**Records provided**

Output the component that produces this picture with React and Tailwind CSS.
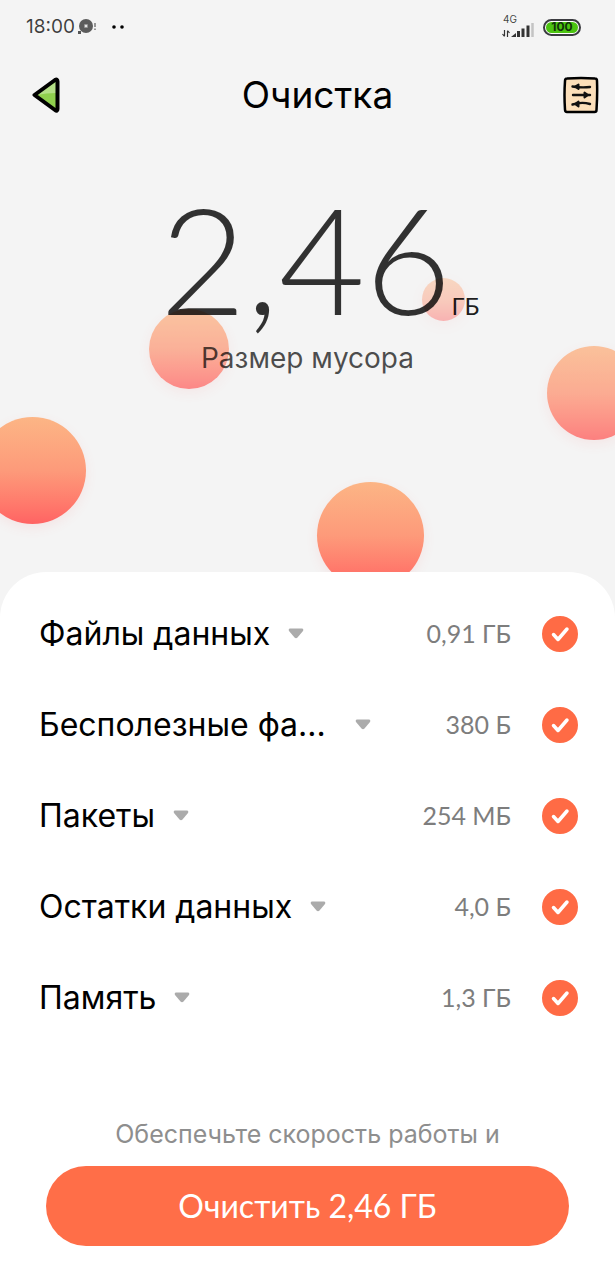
import { useState } from "react"

const initialItems = [
  { id: "data", label: "Файлы данных", size: "0,91 ГБ", checked: true },
  { id: "useless", label: "Бесполезные фа...", size: "380 Б", checked: true, long: true },
  { id: "packages", label: "Пакеты", size: "254 МБ", checked: true },
  { id: "leftovers", label: "Остатки данных", size: "4,0 Б", checked: true },
  { id: "memory", label: "Память", size: "1,3 ГБ", checked: true },
]

const Ball = ({ className }) => (
  <div
    aria-hidden="true"
    className={`absolute rounded-full bg-linear-to-b from-[#fcb585] via-[#fd9a7a] to-[#ff6363] shadow-[0_4px_12px_rgba(255,99,99,0.1)] ${className}`}
  />
)

function StatusBar() {
  return (
    <div className="flex items-center justify-between h-[54px] pl-[26px] pr-[34px] text-black/75">
      <div className="flex items-center gap-0.5">
        <span className="text-[19px] leading-6">18:00</span>
        <svg width="20" height="16" viewBox="0 0 20 16" className="shrink-0">
          <circle cx="9" cy="7" r="7" fill="#5c5c5c" />
          <rect x="7" y="5" width="4" height="4" rx="1" fill="#999" />
          <circle cx="9" cy="7" r="1" fill="#fff" />
          <rect x="1" y="12" width="3" height="3" fill="#555" />
          <path d="M18 4v4M18 9.500v1.500" stroke="#777" strokeWidth="1.500" />
        </svg>
        <svg width="14" height="4" viewBox="0 0 14 4" className="ml-3 shrink-0">
          <circle cx="3" cy="2" r="1.800" />
          <circle cx="11" cy="2" r="1.800" />
        </svg>
      </div>
      <div className="flex items-center gap-2">
        <div className="flex flex-col">
          <span className="pl-0.5 text-[10px] leading-2">4G</span>
          <svg width="34" height="16" viewBox="0 0 34 16">
            <path d="M3.500 7v6M3.500 13.500l-2-2.500M6.500 14V8M6.500 7.500l2 2.500" fill="none" stroke="#333" strokeWidth="1.200" />
            <path d="M10 14l5-4v4z" fill="#333" />
            <path d="M17.500 14V8M22 14V5.500M27 14V2.500" stroke="#333" strokeWidth="3" />
            <path d="M31.500 14V0" stroke="#c4c4c4" strokeWidth="2.500" />
          </svg>
        </div>
        <div className="w-[38px] h-[17px] rounded-full border-2 border-[#3b3b40] bg-white p-px">
          <div className="flex h-full items-center justify-center rounded-full bg-[#4cc411] text-xs font-bold text-[#12330a]">
            100
          </div>
        </div>
      </div>
    </div>
  )
}

function Header() {
  return (
    <header className="flex items-center justify-between h-[82px] pl-8 pr-4">
      <button type="button" aria-label="Назад" className="w-10">
        <svg width="30" height="38" viewBox="0 0 30 38">
          <path d="M3 19L25 3.500q1.500 15.500 0 31z" fill="#8fcf4d" />
          <path d="M5 18L24 6v11q-10 0-19 2z" fill="#b4df86" />
          <path d="M2.500 19L23 4q2.500-1.500 2.500 1.500V33q0 3-2.500 1z" fill="none" stroke="#000" strokeWidth="4" strokeLinejoin="round" />
        </svg>
      </button>
      <h1 className="text-[37px] text-black">Очистка</h1>
      <button type="button" aria-label="Настройки">
        <svg width="36" height="38" viewBox="0 0 36 38">
          <path d="M4 2.500q14-1 28 0 2 0 2 2.500.500 14-.500 29 0 2-2 2H4q-2 0-2-2.500Q1 19 2 5q0-2.500 2-2.500z" fill="#fcdfba" stroke="#000" strokeWidth="2.500" strokeLinejoin="round" />
          <path d="M9.500 10.500q9 1.500 17.500.500M10 19h17M9.500 28.500q9-3 17.500-.500" fill="none" stroke="#111" strokeWidth="2.400" strokeLinecap="round" />
          <path d="M12 10.500l3.500-2v4.500zM25 19l-3.500-2.500v5zM12 28l3.500-2.500v5z" fill="#111" stroke="#111" strokeWidth="2" strokeLinejoin="round" />
        </svg>
      </button>
    </header>
  )
}

function JunkRow({ item, onToggle }) {
  return (
    <li className="flex items-center h-[91px]">
      <button type="button" className="flex items-center gap-[18px] text-[32px] text-black">
        <span className={item.long ? "w-[298px] text-left whitespace-nowrap" : "whitespace-nowrap"}>{item.label}</span>
        <svg width="16" height="11" viewBox="0 0 16 11" className="shrink-0">
          <path d="M2 0.500h12q2 .500 1 2.500L9.500 9.500q-1.500 1.500-3 0L1 3Q0 1 2 .500z" fill="#ababab" />
        </svg>
      </button>
      <span className="ml-auto mr-[31px] whitespace-nowrap font-['Lato','Inter',sans-serif] text-[25px] text-[#7d7d7d]">{item.size}</span>
      <label className="relative flex size-9 shrink-0">
        <input
          type="checkbox"
          aria-label={item.label}
          checked={item.checked}
          onChange={() => onToggle(item.id)}
          className="peer size-9 appearance-none rounded-full border-2 border-gray-300 checked:border-[#ff6b45] checked:bg-[#ff6b45]"
        />
        <svg viewBox="0 0 36 36" className="pointer-events-none absolute inset-0 hidden peer-checked:block">
          <path d="M11.500 18.500l4.500 5L25 13" fill="none" stroke="#fff" strokeWidth="3.500" strokeLinecap="round" strokeLinejoin="round" />
        </svg>
      </label>
    </li>
  )
}

export default function App() {
  const [items, setItems] = useState(initialItems)

  const toggle = (id) => {
    setItems(items.map((it) => (it.id === id ? { ...it, checked: !it.checked } : it)))
  }

  return (
    <div className="relative flex flex-col min-h-screen overflow-hidden bg-[#f4f4f4] font-['Inter','Noto_Sans',sans-serif]">
      {/* Floating balls */}
      <Ball className="left-[149px] top-[309px] size-20 opacity-75" />
      <Ball className="left-[422px] top-[278px] size-[43px] opacity-45" />
      <Ball className="-right-[26px] top-[346px] size-[94px] opacity-80" />
      <Ball className="-left-[21px] top-[417px] size-[107px]" />
      <Ball className="left-[317px] top-[482px] size-[107px]" />

      <div className="relative">
        <StatusBar />
        <Header />
        <section className="h-[436px] pt-[52px] text-center">
          <p className="flex items-baseline justify-center pl-6 font-['Lato','Inter',sans-serif]">
            <span className="text-[149px] leading-[140px] font-light text-black/80">2,46</span>
            <span className="text-2xl text-black/90">ГБ</span>
          </p>
          <p className="mt-3 text-[28px] leading-9 text-black/70">Размер мусора</p>
        </section>
      </div>

      {/* Bottom sheet */}
      <main className="relative flex flex-col flex-1 rounded-t-[46px] bg-white pt-4">
        <ul className="pl-[39px] pr-[37px]">
          {items.map((item) => (
            <JunkRow key={item.id} item={item} onToggle={toggle} />
          ))}
        </ul>
        <div className="mt-auto px-[46px] pb-[34px] text-center">
          <p className="mb-3 text-[25px] leading-10 text-[#8e8e8e]">Обеспечьте скорость работы и</p>
          <button type="button" className="h-20 w-full rounded-full bg-[#ff6e48] font-['Lato','Inter',sans-serif] text-[32px] text-white">
            Очистить 2,46 ГБ
          </button>
        </div>
      </main>
    </div>
  )
}
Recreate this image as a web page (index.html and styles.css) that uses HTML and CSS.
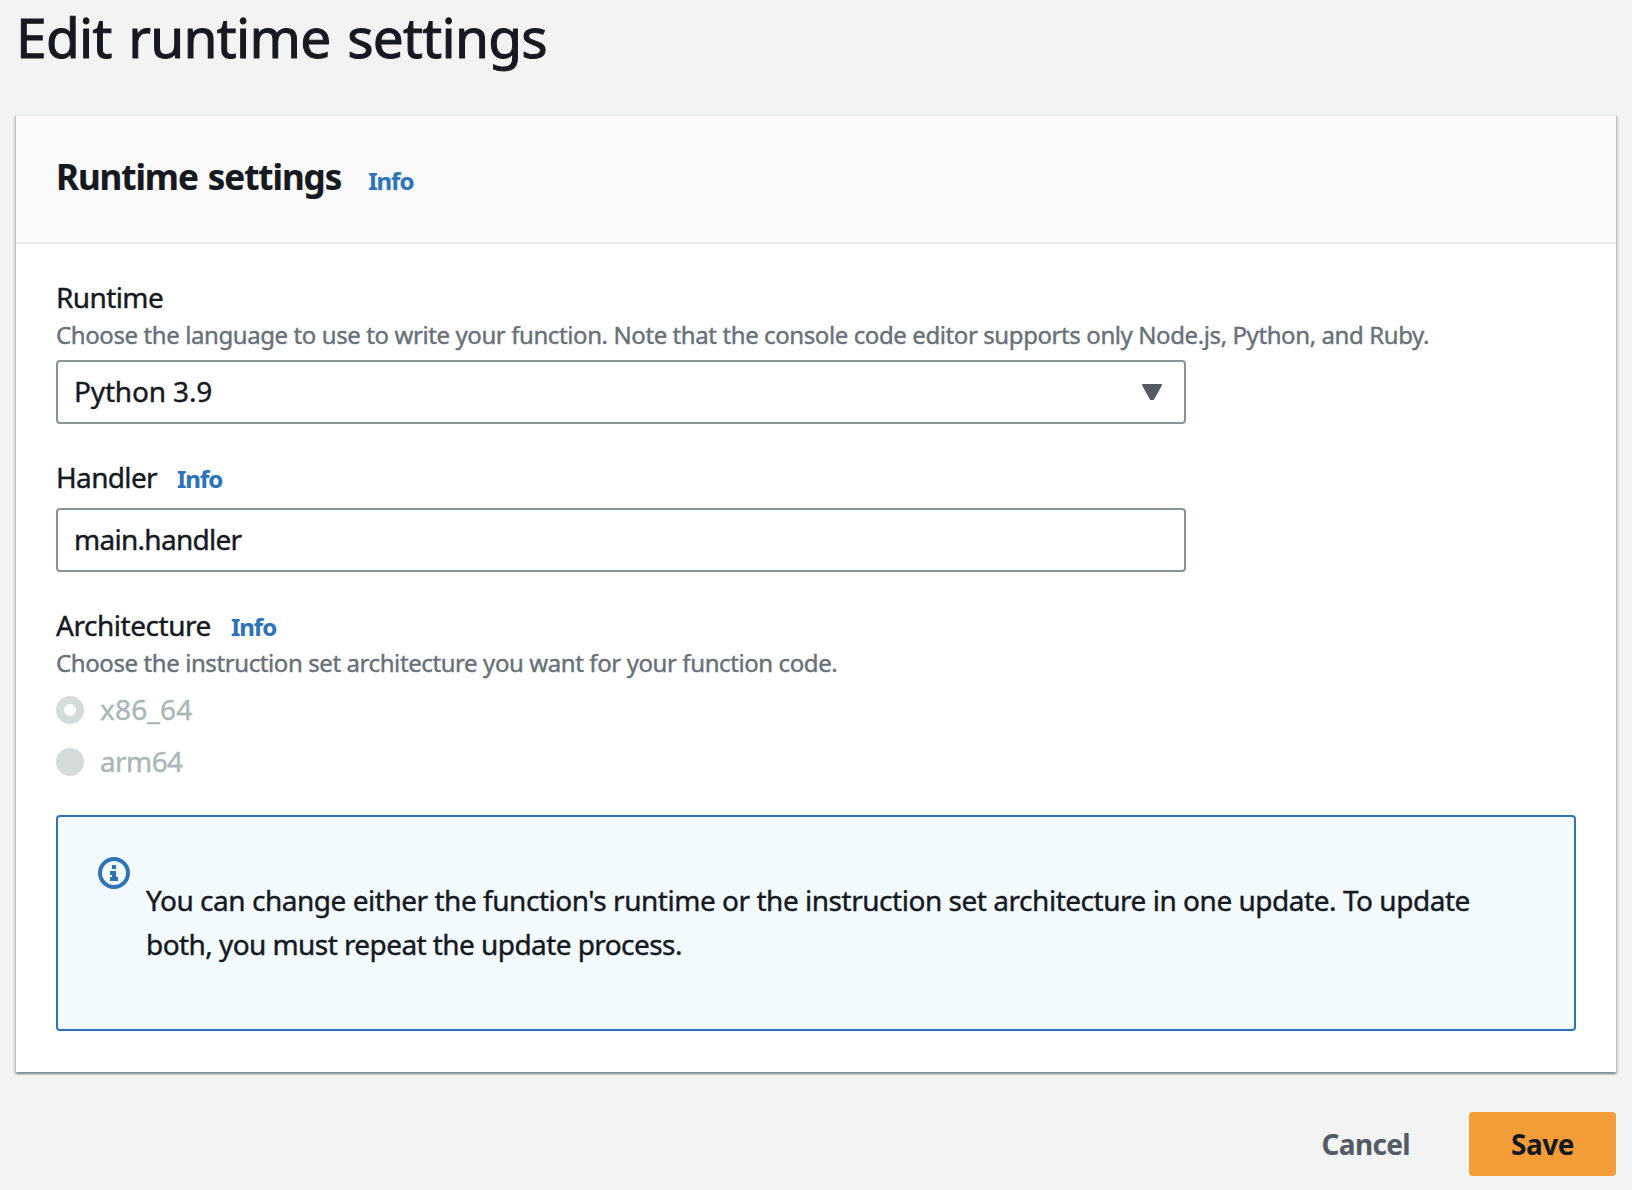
FILE: index.html
```html
<!DOCTYPE html>
<html lang="en">
<head>
<meta charset="utf-8">
<title>Edit runtime settings</title>
<link rel="stylesheet" href="styles.css">
</head>
<body>
<main class="page">
  <h1 class="page-title">Edit runtime settings</h1>
  <section class="card">
    <header class="card-header">
      <h2 class="card-title">Runtime settings</h2>
      <a class="info">Info</a>
    </header>
    <div class="card-body">
      <div class="field">
        <div class="label-row"><span class="label">Runtime</span></div>
        <p class="hint">Choose the language to use to write your function. Note that the console code editor supports only Node.js, Python, and Ruby.</p>
        <div class="control select">
          <span class="select-value">Python 3.9</span>
          <svg class="caret" width="20" height="16" viewBox="0 0 20 16"><path d="M1 1h18l-7.8 14h-2.4z" fill="#545b64" stroke="#545b64" stroke-width="2" stroke-linejoin="round"/></svg>
        </div>
      </div>
      <div class="field">
        <div class="label-row"><span class="label handler">Handler</span><a class="info">Info</a></div>
        <div class="control input"><span class="input-value">main.handler</span></div>
      </div>
      <div class="field">
        <div class="label-row"><span class="label architecture">Architecture</span><a class="info">Info</a></div>
        <p class="hint">Choose the instruction set architecture you want for your function code.</p>
        <div class="radios">
          <div class="radio"><span class="dot checked"></span><span class="radio-text">x86_64</span></div>
          <div class="radio"><span class="dot"></span><span class="radio-text arm">arm64</span></div>
        </div>
      </div>
      <div class="alert">
        <svg class="alert-icon" width="32" height="32" viewBox="0 0 32 32"><circle cx="16" cy="16" r="14" fill="none" stroke="#2e73b8" stroke-width="4"/><path d="M14 8h4v4h-4zM12 14h6v6h2v4h-8v-4h2v-2h-2z" fill="#2e73b8"/></svg>
        <p class="alert-text">You can change either the function's runtime or the instruction set architecture in one update. To update<br><span class="alert-second">both, you must repeat the update process.</span></p>
      </div>
    </div>
  </section>
  <footer class="actions">
    <a class="cancel">Cancel</a>
    <a class="save">Save</a>
  </footer>
</main>
</body>
</html>
```
FILE: styles.css
```css
* { box-sizing: border-box; }
body {
  margin: 0;
  background: #f2f4f3;
  color: #16191f;
  font-family: "Noto Sans", sans-serif;
  font-size: 28px;
  -webkit-text-stroke: .4px currentColor;
}
h1, h2, p { margin: 0; }
.page { height: 1190px; padding: 0 16px; }
.page-title {
  height: 114px;
  font-size: 55px;
  line-height: 74px;
  font-weight: 400;
  letter-spacing: -.7px;
  word-spacing: 3px;
  white-space: nowrap;
  -webkit-text-stroke-width: 1px;
}
.card {
  height: 958px;
  background: #fff;
  border-top: 2px solid #eaeded;
  box-shadow: 0 2px 2px 0 rgba(0, 28, 36, .3), 2px 2px 2px 0 rgba(0, 28, 36, .15), -2px 2px 2px 0 rgba(0, 28, 36, .15);
}
.card-header {
  display: flex;
  align-items: baseline;
  gap: 27px;
  height: 128px;
  padding: 34px 40px 0;
  background: #fafafa;
  border-bottom: 2px solid #eaeded;
}
.card-title { font-size: 35px; line-height: 54px; font-weight: 700; letter-spacing: -1.05px; word-spacing: 2px; }
.info { color: #2e73b8; font-size: 24px; font-weight: 700; line-height: 36px; letter-spacing: -1px; }
.card-title, .info { -webkit-text-stroke-width: .2px; }
.card-body { padding: 33px 40px 0; }
.field { margin-bottom: 33px; }
.label-row { display: flex; align-items: baseline; height: 40px; line-height: 40px; gap: 20px; }
.label { letter-spacing: -.6px; }
.handler { letter-spacing: -.66px; }
.architecture { letter-spacing: -.46px; }
.hint { height: 43px; font-size: 24px; line-height: 36px; letter-spacing: -.405px; color: #687078; white-space: nowrap; }
.control {
  display: flex;
  align-items: center;
  justify-content: space-between;
  width: 1130px;
  height: 64px;
  padding: 0 22px 2px 16px;
  border: 2px solid #879596;
  border-radius: 4px;
  line-height: 40px;
}
.select-value { letter-spacing: -.16px; }
.caret { margin-top: 2px; }
.input { margin-top: 11px; }
.input-value { letter-spacing: -.72px; }
.radios { display: flex; flex-direction: column; gap: 12px; margin-top: 2px; }
.radio { display: flex; align-items: center; gap: 16px; height: 40px; line-height: 38px; color: #aab7b8; }
.radio-text { padding-bottom: 2px; letter-spacing: .17px; }
.arm { letter-spacing: -.6px; }
.dot { width: 28px; height: 28px; border-radius: 50%; background: #d5dbdb; }
.checked { border: 8px solid #d5dbdb; background: #fff; }
.alert {
  display: flex;
  gap: 16px;
  height: 216px;
  padding: 40px;
  background: #f2fafd;
  border: 2px solid #2e73b8;
  border-radius: 4px;
}
.alert-icon { flex: none; }
.alert-text { padding-top: 21px; line-height: 44px; letter-spacing: -.47px; white-space: nowrap; }
.alert-second { letter-spacing: -.57px; }
.actions { display: flex; justify-content: flex-end; margin-top: 40px; gap: 59px; font-weight: 700; line-height: 64px; -webkit-text-stroke-width: 0; }
.cancel { color: #545b64; letter-spacing: -.65px; }
.save { width: 147px; height: 64px; text-align: center; letter-spacing: -.5px; background: #f29d38; border-radius: 4px; }
```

**Goal of the exercise**
Track down every line with the word "that" and copy it.

**Result**
Output the component that produces this picture with React and Tailwind CSS.
Recreate this image as a web page (index.html and styles.css) that uses HTML and CSS.
        <p class="hint">Choose the language to use to write your function. Note that the console code editor supports only Node.js, Python, and Ruby.</p>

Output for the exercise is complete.